The organisers’ dedication to Jeff Lowe ‘Portrait of a visionary’ can be founded below:

One of Jeff Lowe’s greatest climbs was a failure.  In 1978, Jeff, his cousin George Lowe, Jim Donini and Michael Kennedy had to turn around only 150 meters from the summit of Latok 1, a magnificent peak that rises high above Pakistan’s Biafo glacier.  At the time, no rope team had ever reached the summit of Latok 1 (though it would be climbed the next year by a Japanese team), and the four Americans had chosen an alpine-style climb up the North Ridge: a clean, obvious and extremely difficult line.   That was nearly 40 years ago.  Since then, many other teams have made attempts, but the North Ridge of Latok 1 remains one of world’s most coveted and elusive objectives.  No other rope team has even come close to the point Jeff and his friends reached.

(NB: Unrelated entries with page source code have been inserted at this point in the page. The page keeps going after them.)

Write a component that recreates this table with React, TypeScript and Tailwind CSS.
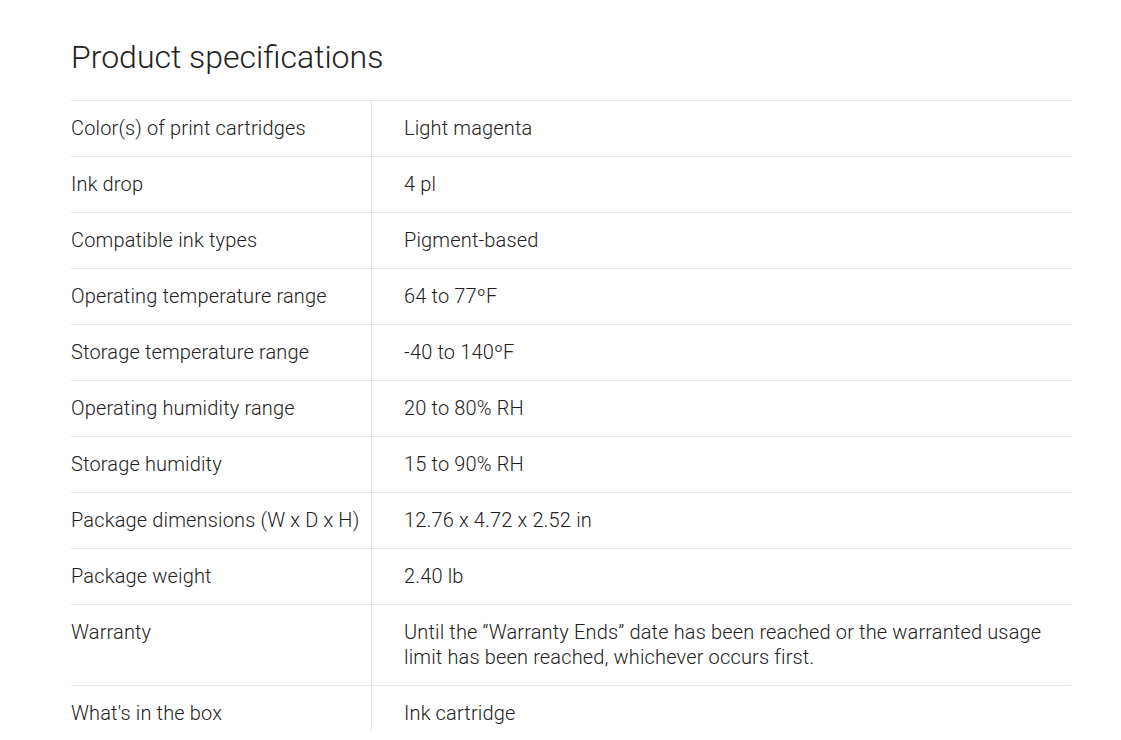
const specs: { label: string; value: React.ReactNode }[] = [
  { label: "Color(s) of print cartridges", value: "Light magenta" },
  { label: "Ink drop", value: "4 pl" },
  { label: "Compatible ink types", value: "Pigment-based" },
  { label: "Operating temperature range", value: "64 to 77ºF" },
  { label: "Storage temperature range", value: "-40 to 140ºF" },
  { label: "Operating humidity range", value: "20 to 80% RH" },
  { label: "Storage humidity", value: "15 to 90% RH" },
  { label: "Package dimensions (W x D x H)", value: "12.76 x 4.72 x 2.52 in" },
  { label: "Package weight", value: "2.40 lb" },
  {
    label: "Warranty",
    value: (
      <>
        Until the “Warranty Ends” date has been reached or the warranted usage
        <br />
        limit has been reached, whichever occurs first.
      </>
    ),
  },
  { label: "What's in the box", value: "Ink cartridge" },
];

export default function App() {
  return (
    <div className="min-h-[740px] bg-white font-['Roboto','Liberation_Sans',sans-serif] font-light text-[#212121]">
      <section className="pl-[71px] pt-[37px]">
        <h2 className="mb-[23px] text-[32px] leading-[40px] font-light">
          Product specifications
        </h2>
        <div className="w-[1000px] border-t border-[#e5e5e5]">
          {specs.map((s, i) => {
            const last = i === specs.length - 1;
            return (
              <div
                key={s.label}
                className={
                  last
                    ? "flex text-[20px] leading-[25px] tracking-[0.15px]"
                    : "flex border-b border-[#e5e5e5] text-[20px] leading-[25px] tracking-[0.15px]"
                }
              >
                <div
                  className={
                    last
                      ? "w-[301px] shrink-0 border-r border-[#e5e5e5] pt-[15px] pb-[5px]"
                      : "w-[301px] shrink-0 border-r border-[#e5e5e5] py-[15px]"
                  }
                >
                  {s.label}
                </div>
                <div
                  className={
                    last
                      ? "flex-1 pl-8 pr-4 pt-[15px] pb-[5px]"
                      : "flex-1 pl-8 pr-4 py-[15px]"
                  }
                >
                  {s.value}
                </div>
              </div>
            );
          })}
        </div>
      </section>
    </div>
  );
}
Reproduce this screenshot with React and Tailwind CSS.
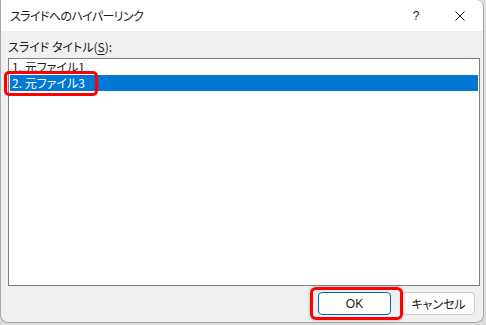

When it comes to successes, the list is long, and I’ve chosen just a few.   Zion National Park’s “world classic” route, Moonlight Buttress was put up by Jeff Lowe and Mike Weis in 1971. Jeff was only 21 years old.  Three years later, when he and Mike made the first ascent of Bridal Veil, he became one of the pioneers of ice climbing, an activity in which he would truly shine.    In 1979, he took part in an expedition to Ama Dablan, and soloed a new route on the south face.  In 1982, on a new route on Kwangde Ri, another on Kangtega in 1986, and yet another on Taweche in winter 1989, Jeff confirmed his dominance and ease on glaciated terrain.  These climbs were an early indication of the current trend in climbing where technical and aesthetic climbs are favored over the pursuit of reaching high altitude at all costs.

In 1991, Jeff Lowe embarked upon his greatest alpine adventure. With the goal of completing a solo first ascent of a direct route, he threw himself into the austere winter universe on the north face of the Eiger.  Making it to the top of Metanoia took all that he had and forced him dig deeper than ever before.  This brush with fate inspired a profound introspection and a radical evolution in his mentality—hence the name of the route.  Three years later, Jeff applied this same metanoia to a discipline that he loved: ice climbing. The image of a guy dangling from his ice axes below a rock roof before attacking a free-hanging ice dagger was seen around the world. That route, Octopussy in Vail Colorado, was a stroke of genius—it was the origin of a new sport (dry tooling) and would forever change practices in ice climbing, alpinism, and Himalayan climbing.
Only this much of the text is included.